For instance, you know it is your client’s text, because you had sent him/her one earlier, and your unconscious mind calculated the time it would take for him/her to read it, based on information it had about his/her work schedule.” Intuition is like a signal that tells you to do something or not, pulling you in a certain direction so that you end up being at the right place at the right time. It may tell you that your orientation feels right or wrong. Most often, it comes to you unexpectedly. The ability to use your intuition is like using a muscle, says Mumbaibased Bhojwani. And like any other muscle in the human body, the more you use it, the stronger it grows. Bhojwani, who has discussed the phenomenon in her recent book, Don’t Think of a Blue Ball, tells you how to recognise a hunch, and strengthen it using simple techniques.


  • Plugging in

    ‘Plugging In’ is the term Bhojwani uses for meditation — alone time with yourself, sitting in silence, finding your axis, praying — you can call it anything you like. All you need to do is sit by yourself, in a relaxed position of ‘openness’, i.e. shoulders thrown back, spine straight, legs and hands uncrossed.

    Accept your thoughts and feelings as they come, and let them go. Slowly, become aware of your breathing. If you like, you can ask for help, internally, from a higher power. If you don’t, think of the problem you need help with — this makes your conscious mind run down to the library of your unconscious mind with an intention. The unconscious then runs through its files of observations, and throws up all that can help you in the given situation.

    Bhojwani emphasises on connecting with the universe, or a higher self. To do this, she imagines roots growing from her feet deep into the ground and vibrations from her head reaching to the sky. You could also try imagining that you are gradually being filled with a white light, or happiness or love.

    Focus on the space between your brows, where the chakra that governs third sight sits, if that is your belief.

    Bhojwani suggests doing this whenever you can, for however long, even if it is just before you fall asleep every night. Three short sessions of three to five minutes a day will help.

    Expand-contract

    Once you are plugged in, expand your sphere of observation. You have to do this on three levels — visual, auditory and kinaesthetic. Take in the details of the colours around you, the textures, the difference in shapes and shades. Notice the layers of sounds — conversations around you, sounds of traffic, bird chirping, and the voices in your head.

    Then, there is what you feel on your skin — the temperature, direction of air, the feeling of the sofa you are sitting on, etc.

    By doing this, you are bringing to a conscious level what your unconscious notices and stores. Thus, you will be able to recall it better.

    Now contract your focus. Take one thing, say the feeling of the chair you are sitting on, and notice the sensations minutely. The pressure you feel, the strain of the cloth on your seat, how it leads to tension between the hip and the knee.
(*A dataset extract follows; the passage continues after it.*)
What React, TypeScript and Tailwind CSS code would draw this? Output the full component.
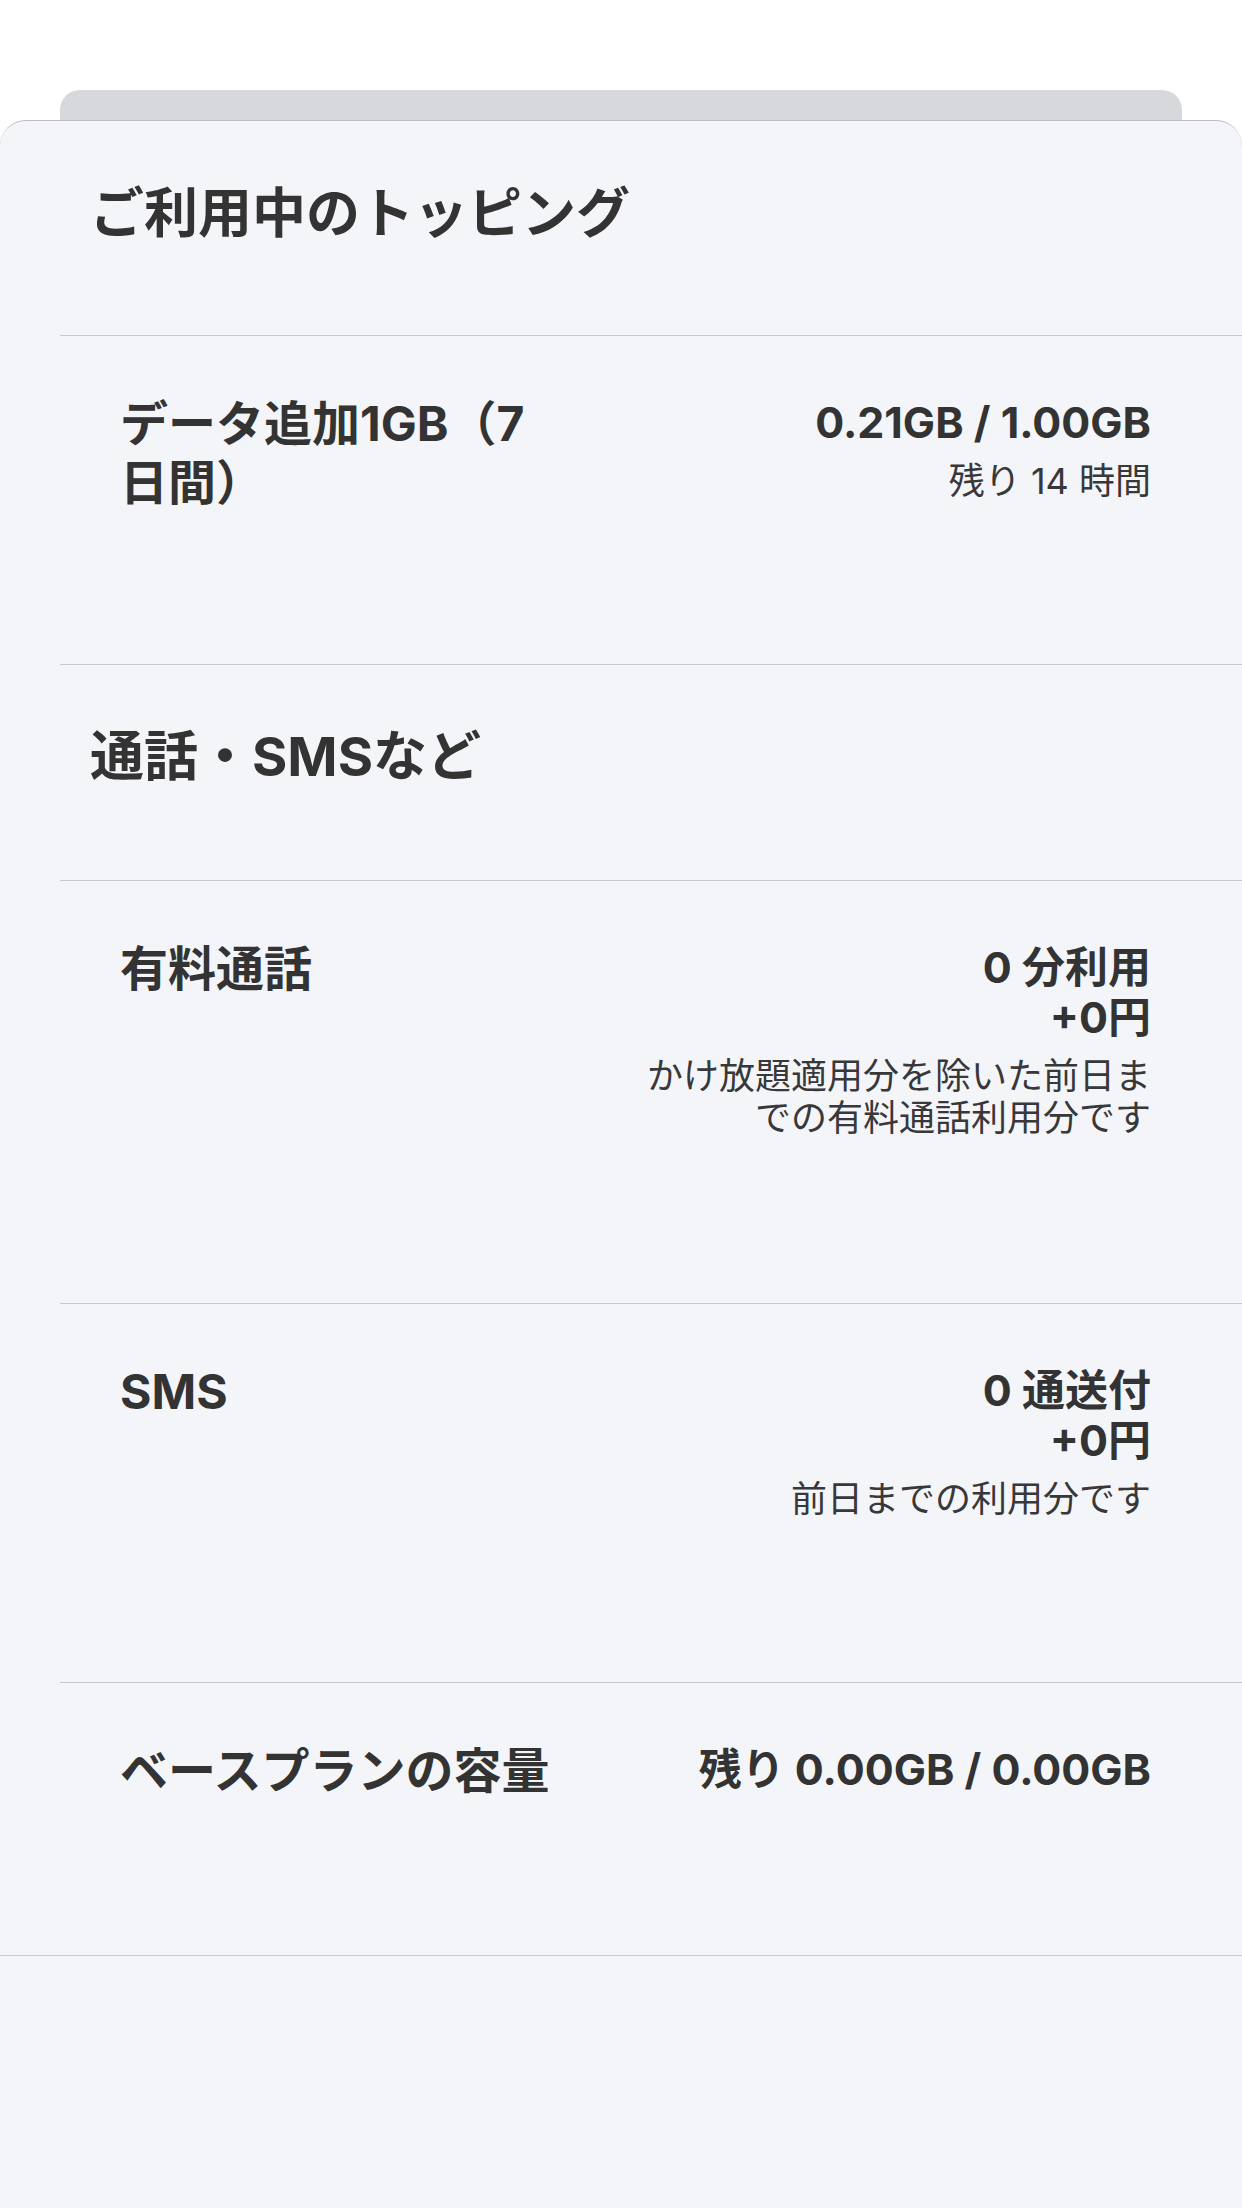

You are exercising your senses, and training your mind to recognise everything it put away, making it more diligent so you can tell the next time you have a hunch.

    You can turn this into a game you play while commuting back from work.


    Keep a journal

    Reviewing hunches helps validate them. Carry a notebook and jot down every thought. From time to time, see how many of these come true, and you might end up recognising your strengths. This will also help you weed out prejudice — you knew your friend would not get back to you with a job contact, but she did. Your hunch was wrong, but then so was your prejudice.

    When you are likely to meet a group of people later, jot down your impressions of them. Mr A is a single child; Ms B went to boarding school, etc. When you get the chance, ask them about your guesses and see whether you were right. Then break down the reasons — perhaps Ms B’s independence and easy confidence is something you’ve seen in your cousin, who went to boarding school.

    This practice will help you recognise the information, and make connections.

    Everything is connected

    Another exercise Bhojwani suggests is to see how everything is connected. While this doesn’t work your intuition directly, it helps calm you down in a crisis, which indirectly means your brain works better since it is relaxed, and allows you to notice your hunches.

    At the end of the day, acknowledge one positive occurrence. It could be something as small as getting to unexpectedly eat your favourite dessert. Trace the chain of events that led to this — your colleague was supposed to go to a client meeting, but (s)he fell ill (and you were irritated you had to fill in). The client insisted on meeting at the restaurant that happens to serve your favourite dessert. That’s how you ate two banoffies on company account!

    When you make a habit of going through this routine, you won’t be thrown off guard by momentary disruptions and begin believing that in the end, it will be alright.